Gift-giving provides some of the best opportunities. Instead of buying another generic item from a warehouse, you might choose a handmade ornament, a local spice blend, a small-batch jam, a custom notebook, or a gift card to a nearby bookstore. These gifts feel specific. They start conversations. They say, “I thought about you,” not “I panicked near a checkout lane.” When small businesses offer holiday bundles or gift wrapping, using those services can save time while supporting the people who created the products.

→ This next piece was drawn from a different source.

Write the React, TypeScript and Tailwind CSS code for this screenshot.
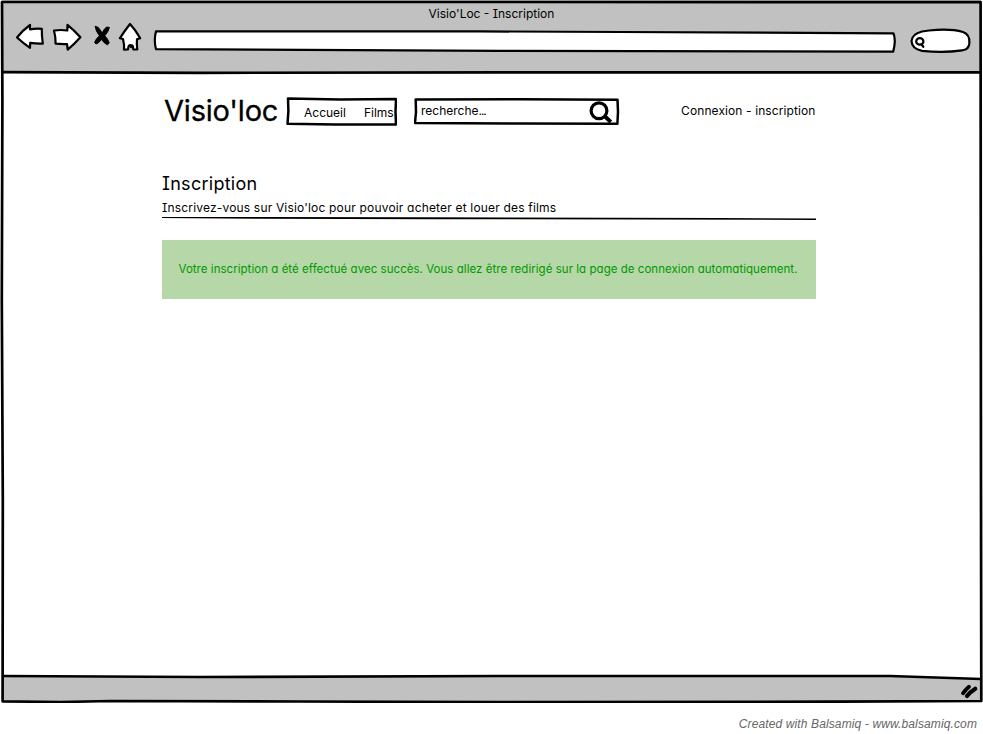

The most important experience is the feeling of connection. Supporting artisans and small businesses reminds shoppers that commerce can still be personal. A purchase can come with a story, a face, a conversation, and a little extra care. Special offers make that connection more accessible, but the real value is not only the discount. It is the chance to help creative people and independent owners keep making, serving, repairing, baking, designing, teaching, and brightening the places we live.
Conclusion
Supporting artisans and small businesses is not about rejecting convenience or pretending everyone has unlimited money for handcrafted lamps shaped like woodland creatures. It is about making intentional choices when opportunities appear. Use special offers wisely. Buy bundles. Join loyalty programs. Share promotions with people who will appreciate them. Choose gift cards. Leave helpful reviews. Attend markets. Respect pricing. Order early. And when possible, buy directly from the people whose work makes your home, wardrobe, meals, gifts, and community more interesting.
Special offers can open the door, but long-term support keeps the lights on. Every thoughtful purchase tells an artisan or small business owner that their work matters. In a world full of fast, faceless transactions, that message is worth sending often.